Journal of Alzheimer's Disease
- Discipline: Alzheimer's disease
- Language: English
- Edited by: George Perry

Publication details
- History: 1998–present
- Publisher: IOS Press
- Frequency: 24/year
- Impact factor: 4.472 (2020)

Standard abbreviations
- ISO 4: J. Alzheimer's Dis.
- NLM: J Alzheimers Dis

Indexing
- CODEN: JADIF9
- ISSN: 1387-2877 (print) 1875-8908 (web)
- OCLC no.: 41219744

Links
- Journal homepage; Online access;

= Journal of Alzheimer's Disease =

The Journal of Alzheimer's Disease is a peer-reviewed medical journal published by IOS Press covering the etiology, pathogenesis, epidemiology, genetics, treatment, and psychology of Alzheimer's disease.

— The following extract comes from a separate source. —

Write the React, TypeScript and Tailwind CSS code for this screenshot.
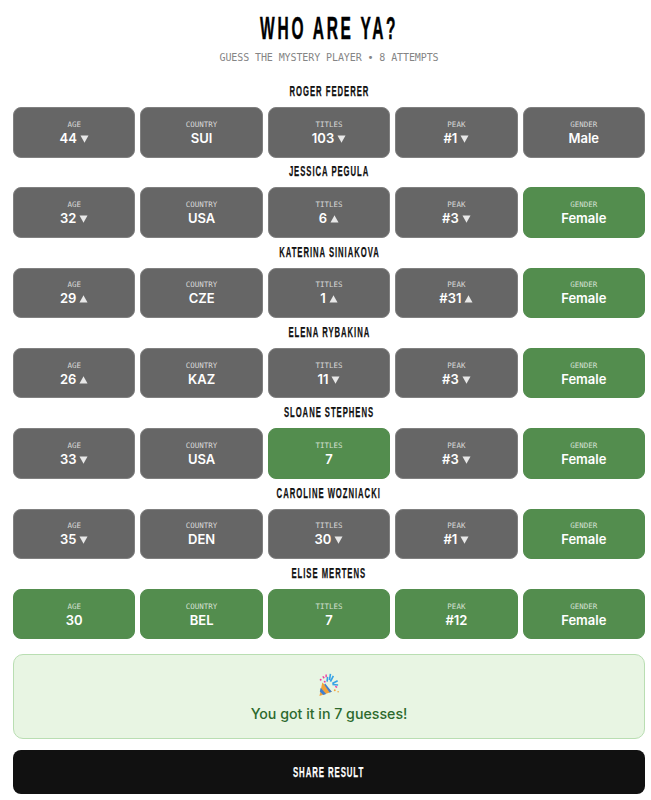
import React from "react";

type Cell = { label: string; value: string; arrow?: "up" | "down"; hit?: boolean };
type Guess = { name: string; cells: Cell[] };

const row = (
  name: string,
  age: [string, "up" | "down" | null],
  country: string,
  titles: [string, "up" | "down" | null],
  peak: [string, "up" | "down" | null],
  gender: string,
  hits: string[] = []
): Guess => ({
  name,
  cells: [
    { label: "AGE", value: age[0], arrow: age[1] ?? undefined, hit: hits.includes("age") },
    { label: "COUNTRY", value: country, hit: hits.includes("country") },
    { label: "TITLES", value: titles[0], arrow: titles[1] ?? undefined, hit: hits.includes("titles") },
    { label: "PEAK", value: peak[0], arrow: peak[1] ?? undefined, hit: hits.includes("peak") },
    { label: "GENDER", value: gender, hit: hits.includes("gender") },
  ],
});

const guesses: Guess[] = [
  row("ROGER FEDERER", ["44", "down"], "SUI", ["103", "down"], ["#1", "down"], "Male"),
  row("JESSICA PEGULA", ["32", "down"], "USA", ["6", "up"], ["#3", "down"], "Female", ["gender"]),
  row("KATERINA SINIAKOVA", ["29", "up"], "CZE", ["1", "up"], ["#31", "up"], "Female", ["gender"]),
  row("ELENA RYBAKINA", ["26", "up"], "KAZ", ["11", "down"], ["#3", "down"], "Female", ["gender"]),
  row("SLOANE STEPHENS", ["33", "down"], "USA", ["7", null], ["#3", "down"], "Female", ["titles", "gender"]),
  row("CAROLINE WOZNIACKI", ["35", "down"], "DEN", ["30", "down"], ["#1", "down"], "Female", ["gender"]),
  row("ELISE MERTENS", ["30", null], "BEL", ["7", null], ["#12", null], "Female", ["age", "country", "titles", "peak", "gender"]),
];

const Arrow = ({ dir }: { dir: "up" | "down" }) => (
  <svg width="9" height="8" viewBox="0 0 9 8" className="ml-[3px] mt-[2px] shrink-0">
    {dir === "down" ? <path d="M0.5 0.5h8L4.5 7.8z" fill="#e8e8e8" /> : <path d="M4.5 0.2l4 7.3h-8z" fill="#e8e8e8" />}
  </svg>
);

const Tile = ({ cell }: { cell: Cell }) => (
  <div
    className={`h-[50.5px] rounded-[8px] border flex flex-col items-center justify-center ${
      cell.hit ? "bg-[#538d4e] border-[#538d4e]" : "bg-[#666666] border-[#808080]"
    }`}
  >
    <div className="font-['DejaVu_Sans_Mono',monospace] text-[7.5px] leading-[11px] text-white/75">{cell.label}</div>
    <div className="flex items-center justify-center font-['Inter',sans-serif] text-[13px] leading-[16px] font-semibold text-white">
      {cell.value}
      {cell.arrow && <Arrow dir={cell.arrow} />}
    </div>
  </div>
);

const Popper = () => (
  <svg width="23" height="23" viewBox="0 0 24 24">
    <path d="M4.5 10L14.5 19.5L1.5 24z" fill="#f2a33a" />
    <path d="M2.8 15.5L8.5 22l-3 1-3.6-3.6z" fill="#3f7fd0" />
    <path d="M6.5 12L12 20.4l2.5-.9-7-8.5z" fill="#3f7fd0" />
    <path d="M10 4L9.5 9M13 1l-1 6.5M16 3l-3 6M20.5 8l-5.5 3M21 12.5l-6-.5" stroke="#36a3e6" strokeWidth="1.7" fill="none" />
    <path d="M8.5 1.5v3M5 3.5l1.5 2M18 14l2 1" stroke="#ee3ea0" strokeWidth="1.5" fill="none" />
    <circle cx="2.8" cy="7" r="1" fill="#ee3ea0" />
    <circle cx="7" cy="9" r="1" fill="#ee3ea0" />
    <circle cx="17.5" cy="18" r="1" fill="#f2a33a" />
    <circle cx="21" cy="19.5" r=".8" fill="#f2a33a" />
  </svg>
);

export default function App() {
  return (
    <div className="w-[651px] h-[800px] overflow-hidden bg-white pl-[13px] pr-[6px] pt-[11px]">
      <div className="text-center font-['Liberation_Sans',sans-serif] text-[31px] leading-[36px] font-bold text-black">
        <span className="inline-block scale-x-[0.5] tracking-[5.5px] [-webkit-text-stroke:0.5px_black]">WHO ARE YA?</span>
      </div>
      <div className="mt-[4px] text-center font-['DejaVu_Sans_Mono',monospace] text-[10px] leading-[14px] tracking-[-0.1px] text-[#858585]">
        GUESS THE MYSTERY PLAYER • 8 ATTEMPTS
      </div>
      <div className="mt-[16px] flex flex-col">
        {guesses.map((g) => (
          <div key={g.name} className="h-[80.33px]">
            <div className="text-center font-['Liberation_Sans',sans-serif] text-[14px] leading-[20px] font-bold text-[#111111]">
              <span className="inline-block scale-x-[0.55] tracking-[1.75px] [-webkit-text-stroke:0.25px_#111111]">{g.name}</span>
            </div>
            <div className="mt-[6px] grid grid-cols-5 gap-[5px]">
              {g.cells.map((c) => (
                <Tile key={c.label} cell={c} />
              ))}
            </div>
          </div>
        ))}
      </div>
      <div className="mt-[11px] h-[85px] rounded-[10px] border-[1.5px] border-[#b9deb2] bg-[#e8f5e3] flex flex-col items-center pt-[18px]">
        <Popper />
        <div className="mt-[8px] font-['Inter',sans-serif] text-[14.2px] leading-[20px] font-medium text-[#2d6a2d]">
          You got it in 7 guesses!
        </div>
      </div>
      <button className="mt-[11px] w-full h-[44px] rounded-[8px] bg-[#111111] flex items-center justify-center font-['Liberation_Sans',sans-serif] text-[14px] font-bold text-white">
        <span className="inline-block scale-x-[0.56] tracking-[1.6px] [-webkit-text-stroke:0.25px_white]">SHARE RESULT</span>
      </button>
    </div>
  );
}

The journal publishes research reports, reviews, short communications, hypotheses, ethics reviews, book reviews, and letters-to-the-editor. The editor-in-chief is George Perry of the University of Texas at San Antonio. According to the Journal Citation Reports, the journal has a 2020 impact factor of 4.472.

== Alzheimer Award ==
Each year, the Associate Editors of the journal select the best article from the previous year's volume. The awardee is presented the Alzheimer Medal, a 3" bronze medal with the likeness of Alois Alzheimer. This yearly award is sponsored by IOS Press and the winner of the Alzheimer Award receives a US$7,500 cash prize.